I am 15 weeks pregnant with #3, nursing my 4 year old and 2 year old the rest of the time. Shortly before I got pregnant, or perhaps even at the beginning of the pregnancy, I kept thinking something has got to give, because my older daughter nursed an awful lot...think like, as often as the 2 year old, and at night, and the 2 year old was nursing every hour or more. Luckily, my milk disappeared, my older daughter turned 4 and she had this mass maturing where she could totally be reasoned with and now we are down to one or two times a day and she responds well to my counting from 1-20.

My husband even said the other day "it probably wouldn't be awful if you had to nurse her after the baby is born." He's right, I can sort of imagine three nursing now, if my older daughter keeps the routine she has now.

The one problem I am having has more to do with the family bed, so perhaps I should move this post....but maybe you mamas of three have an idea...because my oldest is not really ready to move out of the bed, and my 2nd daughter is basically still attached to me half the night.

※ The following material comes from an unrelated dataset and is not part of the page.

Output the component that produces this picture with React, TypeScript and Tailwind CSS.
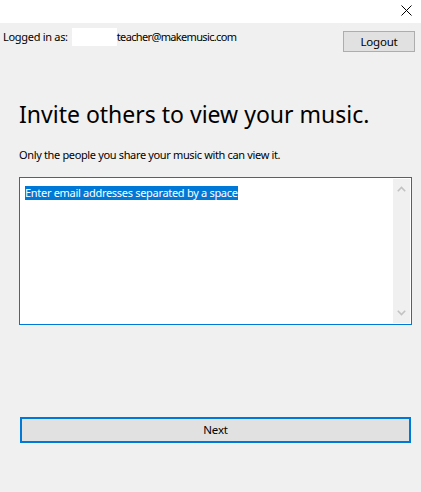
const Chevron = ({ up }: { up?: boolean }) => (
  <svg width="9" height="6" viewBox="0 0 9 6" className="block">
    <path
      d={up ? "M0.8 5.2 L4.5 1.5 L8.2 5.2" : "M0.8 0.8 L4.5 4.5 L8.2 0.8"}
      fill="none"
      stroke="#c2c2c2"
      strokeWidth="1.6"
    />
  </svg>
);

export default function App() {
  return (
    <div
      className="w-[421px] h-[492px] bg-[#f0f0f0] flex flex-col text-black overflow-hidden"
      style={{ fontFamily: '"Noto Sans", "Open Sans", sans-serif' }}
    >
      <div className="h-[23px] bg-white flex justify-end items-start shrink-0">
        <svg width="11" height="11" viewBox="0 0 11 11" className="mt-[5px] mr-[9px]">
          <path d="M0.5 0.5 L10.5 10.5 M10.5 0.5 L0.5 10.5" stroke="#000" strokeWidth="1" />
        </svg>
      </div>

      <div className="flex justify-between items-start">
        <div className="flex items-center pl-[3px] pt-[5px] text-[11px] leading-[16px] tracking-[-0.3px]">
          <span>Logged in as:</span>
          <span className="w-[45px] h-[18px] bg-white ml-[4px]" />
          <span className="tracking-[-0.65px]">teacher@makemusic.com</span>
        </div>
        <button className="mt-[8px] mr-[6px] w-[72px] h-[21px] border border-[#adadad] bg-[#e1e1e1] text-[11.5px] leading-[16px] tracking-[-0.2px]">
          Logout
        </button>
      </div>

      <h1 className="mt-[46px] pl-[19px] text-[23px] leading-[32px] font-normal">
        Invite others to view your music.
      </h1>

      <p className="mt-[17px] pl-[19px] text-[11px] leading-[16px] tracking-[-0.35px]">
        Only the people you share your music with can view it.
      </p>

      <div className="mt-[14px] ml-[19px] w-[393px] h-[148px] border border-[#0078d7] bg-white flex">
        <div className="flex-1 pl-[5px] pt-[1px]">
          <span className="bg-[#0078d7] text-white text-[11px] leading-[14px] tracking-[-0.3px] inline-block">
            Enter email addresses separated by a space
          </span>
        </div>
        <div className="w-[17px] my-[1px] mr-[1px] bg-[#f0f0f0] flex flex-col items-center justify-between py-[7px]">
          <Chevron up />
          <Chevron />
        </div>
      </div>

      <div className="flex-1" />

      <button className="mb-[49px] ml-[20px] w-[391px] h-[26px] border-2 border-[#0078d7] bg-[#e1e1e1] text-[11.5px] leading-[16px] tracking-[-0.2px]">
        Next
      </button>
    </div>
  );
}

I'm really concerned about the sleeping arrangement. They both want to be on top of me at night. As soon as my belly gets bigger and I have to pull out the body pillow, I don't know how either girl will cope.

I'd really like to get them into a bed of their own. Preferably in their own room across the hall, but that is probably a pipe dream. If I get them on a separate mattress, how can I prevent the crawling into bed at night that is sure to happen, with a newborn next to me.

I currently have a crib side-carred to our king size bed, and both girls are used to climbing over me to get to the side they want. I know that I will have to put a stop to that, but how?

It was definitely doable when I had the two--my older girl just stayed in between me and daddy, and the baby was on my other side....but now they are used to being right next to me.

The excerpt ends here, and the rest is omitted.